Il apparaît donc que selon Maïmonide, même en-dehors des heures de service, les Cohanim pouvaient  – et devaient – porter ces habits en tant que mitsva propre, comme l’indique le Midrach qu’il cite : « Ce décret consiste à porter ces habits en permanence. » Et de fait, en approfondissant le sujet, on s’apercevra que le simple fait de porter ces habits avait des propriétés remarquables.

L’habit comme le sacrifice
Le Talmud (Zéva’him 88/b) enseigne
: « Rav Anani bar Sasson dit : pour quelle raison la section relative aux vêtements des Cohanim est-elle juxtaposée à celle des sacrifices [de l’inauguration du Temple, à la fin de notre paracha] ? Pour t’enseigner que de la même manière que les sacrifices expient, les habits des Cohanim ont également un effet expiatoire. »
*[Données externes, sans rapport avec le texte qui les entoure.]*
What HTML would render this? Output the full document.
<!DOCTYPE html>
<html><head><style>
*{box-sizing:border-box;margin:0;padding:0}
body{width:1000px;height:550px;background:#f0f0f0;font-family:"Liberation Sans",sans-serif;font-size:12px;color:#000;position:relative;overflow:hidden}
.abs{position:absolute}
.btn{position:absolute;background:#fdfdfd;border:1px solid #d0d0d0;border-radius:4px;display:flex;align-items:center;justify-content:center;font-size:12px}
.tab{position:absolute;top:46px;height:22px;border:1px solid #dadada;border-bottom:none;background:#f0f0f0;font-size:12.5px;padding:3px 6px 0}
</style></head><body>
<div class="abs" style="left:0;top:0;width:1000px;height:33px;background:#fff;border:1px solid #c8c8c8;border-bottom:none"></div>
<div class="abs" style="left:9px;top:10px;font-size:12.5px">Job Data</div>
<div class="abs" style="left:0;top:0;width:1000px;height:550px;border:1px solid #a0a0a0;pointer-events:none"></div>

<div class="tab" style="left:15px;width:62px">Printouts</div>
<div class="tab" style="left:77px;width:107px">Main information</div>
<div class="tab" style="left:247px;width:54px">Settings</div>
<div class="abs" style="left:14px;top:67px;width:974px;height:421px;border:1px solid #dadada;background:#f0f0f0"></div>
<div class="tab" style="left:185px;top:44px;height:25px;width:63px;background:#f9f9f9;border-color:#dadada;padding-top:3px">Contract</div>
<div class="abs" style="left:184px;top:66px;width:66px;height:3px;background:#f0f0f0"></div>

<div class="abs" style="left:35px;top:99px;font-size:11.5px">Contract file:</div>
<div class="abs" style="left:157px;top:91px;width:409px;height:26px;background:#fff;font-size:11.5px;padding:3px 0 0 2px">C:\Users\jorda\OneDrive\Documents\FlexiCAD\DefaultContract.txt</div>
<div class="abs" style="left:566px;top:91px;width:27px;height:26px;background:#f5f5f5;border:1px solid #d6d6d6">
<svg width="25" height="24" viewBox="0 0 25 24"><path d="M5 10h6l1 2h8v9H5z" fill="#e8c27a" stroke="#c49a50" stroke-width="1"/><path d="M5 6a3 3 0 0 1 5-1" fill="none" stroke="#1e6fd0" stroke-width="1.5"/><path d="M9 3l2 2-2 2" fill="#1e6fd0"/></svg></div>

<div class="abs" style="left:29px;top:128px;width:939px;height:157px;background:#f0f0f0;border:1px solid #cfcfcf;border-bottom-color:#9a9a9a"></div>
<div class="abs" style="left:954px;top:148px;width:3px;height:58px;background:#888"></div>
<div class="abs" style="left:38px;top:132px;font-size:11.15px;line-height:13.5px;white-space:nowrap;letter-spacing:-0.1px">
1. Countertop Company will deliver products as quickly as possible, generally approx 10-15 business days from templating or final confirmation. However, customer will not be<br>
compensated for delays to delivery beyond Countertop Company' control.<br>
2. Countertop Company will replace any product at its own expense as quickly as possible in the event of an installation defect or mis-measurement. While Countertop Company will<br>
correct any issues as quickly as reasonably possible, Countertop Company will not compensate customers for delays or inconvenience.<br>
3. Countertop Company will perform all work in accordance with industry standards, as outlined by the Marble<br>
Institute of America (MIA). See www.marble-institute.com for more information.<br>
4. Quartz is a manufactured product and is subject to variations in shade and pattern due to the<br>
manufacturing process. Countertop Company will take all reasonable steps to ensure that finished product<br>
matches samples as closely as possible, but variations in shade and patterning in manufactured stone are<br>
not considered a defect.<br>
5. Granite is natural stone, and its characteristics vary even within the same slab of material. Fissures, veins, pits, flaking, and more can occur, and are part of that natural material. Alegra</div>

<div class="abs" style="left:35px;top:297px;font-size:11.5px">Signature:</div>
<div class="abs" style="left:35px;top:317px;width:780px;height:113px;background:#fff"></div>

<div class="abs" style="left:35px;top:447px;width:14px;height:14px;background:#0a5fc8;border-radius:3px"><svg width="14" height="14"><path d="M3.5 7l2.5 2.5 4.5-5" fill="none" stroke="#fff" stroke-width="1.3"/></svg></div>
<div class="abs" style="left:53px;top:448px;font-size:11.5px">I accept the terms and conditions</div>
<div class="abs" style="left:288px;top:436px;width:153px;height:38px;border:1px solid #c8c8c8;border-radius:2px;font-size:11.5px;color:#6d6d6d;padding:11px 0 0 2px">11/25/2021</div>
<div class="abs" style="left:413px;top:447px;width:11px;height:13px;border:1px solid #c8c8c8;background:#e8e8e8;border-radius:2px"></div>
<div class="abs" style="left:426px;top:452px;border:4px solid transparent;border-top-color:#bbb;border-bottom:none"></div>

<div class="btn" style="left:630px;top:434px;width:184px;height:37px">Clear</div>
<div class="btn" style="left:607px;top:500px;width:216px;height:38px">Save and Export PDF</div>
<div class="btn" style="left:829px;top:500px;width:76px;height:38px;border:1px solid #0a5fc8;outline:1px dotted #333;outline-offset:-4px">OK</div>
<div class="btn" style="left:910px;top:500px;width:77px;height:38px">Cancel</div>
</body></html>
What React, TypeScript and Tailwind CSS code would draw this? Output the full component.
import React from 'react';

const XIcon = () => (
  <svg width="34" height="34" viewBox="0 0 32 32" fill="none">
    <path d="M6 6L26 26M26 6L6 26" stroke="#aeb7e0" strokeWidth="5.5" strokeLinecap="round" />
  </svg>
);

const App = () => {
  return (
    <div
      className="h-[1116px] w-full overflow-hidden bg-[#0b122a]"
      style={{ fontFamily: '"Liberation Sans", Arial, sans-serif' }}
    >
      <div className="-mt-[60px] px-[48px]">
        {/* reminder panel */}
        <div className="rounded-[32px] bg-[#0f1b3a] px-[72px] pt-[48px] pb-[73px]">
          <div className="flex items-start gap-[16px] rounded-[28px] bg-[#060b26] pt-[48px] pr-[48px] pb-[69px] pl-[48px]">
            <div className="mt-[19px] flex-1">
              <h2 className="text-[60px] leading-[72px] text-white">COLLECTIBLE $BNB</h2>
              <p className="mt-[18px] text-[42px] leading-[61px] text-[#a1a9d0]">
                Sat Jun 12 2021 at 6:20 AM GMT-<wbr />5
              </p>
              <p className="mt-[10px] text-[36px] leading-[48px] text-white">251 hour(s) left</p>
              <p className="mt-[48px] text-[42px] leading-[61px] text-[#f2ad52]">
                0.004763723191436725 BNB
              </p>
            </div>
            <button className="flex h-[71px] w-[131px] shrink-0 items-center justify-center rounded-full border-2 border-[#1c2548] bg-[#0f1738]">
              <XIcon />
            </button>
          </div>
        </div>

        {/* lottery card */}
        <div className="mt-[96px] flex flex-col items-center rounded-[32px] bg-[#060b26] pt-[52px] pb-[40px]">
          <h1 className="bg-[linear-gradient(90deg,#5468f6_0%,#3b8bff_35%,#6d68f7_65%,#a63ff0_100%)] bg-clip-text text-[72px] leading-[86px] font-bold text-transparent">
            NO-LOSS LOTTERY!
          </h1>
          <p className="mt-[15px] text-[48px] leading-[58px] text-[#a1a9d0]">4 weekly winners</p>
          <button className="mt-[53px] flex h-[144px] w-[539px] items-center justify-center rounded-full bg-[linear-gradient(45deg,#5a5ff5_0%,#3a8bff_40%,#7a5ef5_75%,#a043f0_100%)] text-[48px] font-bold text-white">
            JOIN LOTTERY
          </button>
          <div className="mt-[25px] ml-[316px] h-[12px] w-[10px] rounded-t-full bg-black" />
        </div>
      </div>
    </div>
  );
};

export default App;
Et le Talmud de préciser quelles étaient les propriétés expiatoires de chacun des habits. On apprend ainsi que la tunique expiait le meurtre, comme on le voit dans l’épisode où les frères de Yossef, après l’avoir vendu, « trempèrent la robe dans le sang » – que l’on peut également lire : « Ils purifièrent le sang par la robe »… La tiare apportait quant à elle une expiation à l’orgueil, comme le disait ce Sage : « Que vienne un objet porté en haut du corps et qu’il expie les attitudes hautaines ». A ce titre, le port d’un couvre-chef est un signe de soumission à D.ieu, et c’est avec un tel objet que le Cohen
apportait le pardon aux orgueilleux, qui fautaient par manque de crainte du Ciel (Maharcha). Et ainsi de suite, le Talmud établit une relation entre chacun des huit vêtements
du Cohen Gadol et des fautes spécifiques qu’ils venaient expier. Voilà donc qui confirme que le port des habits constituait une mitsva, car ils constituaient une expiation au même titre que les sacrifices.
Responsabilité collective
Toutefois, une réserve doit être formulée à ce sujet : si la tunique expiait le meurtre, cela ne signifie pas que les meurtriers soient blanchis de leur faute par le simple fait que le Cohen revêtait cet habit ! Les Tossefot (ibid.) expliquent que l’expiation qu’offraient ces habits était en fait celle des personnes qui auraient pu éviter la faute et qui ne l’ont pas fait. En effet, le principe veut que « tous les Juifs sont garants les uns des autres » – c’est-à-dire que la faute de l’un concerne directement les autres. A ce titre, quiconque pourrait empêcher un mal d’être commis et ne le fait pas est considéré comme ayant lui-même contribué à cet acte. D’ailleurs, on remarque que le personnage du Cohen Gadol était tout particulièrement lié à cette notion de « responsabilité collective ». Ainsi, le meurtrier ayant tué par mégarde devait s’exiler dans une ville de refuge « jusqu’à la mort du grand Cohen ». Pourquoi leur sort est-il ainsi lié ? Parce que, dit le Talmud, « le Cohen aurait dû prier pour sa génération [pour que ce genre de drame n’arrive pas] et il ne l’a pas fait » (Makot 11/a). Il apparaît donc que la descendance d’Aharon – « qui aimait la paix et la poursuivait » – est destinée au rôle d’unifier les coeurs, en empêchant les fautes des uns d’entacher la relation foncière unissant le peuple juif.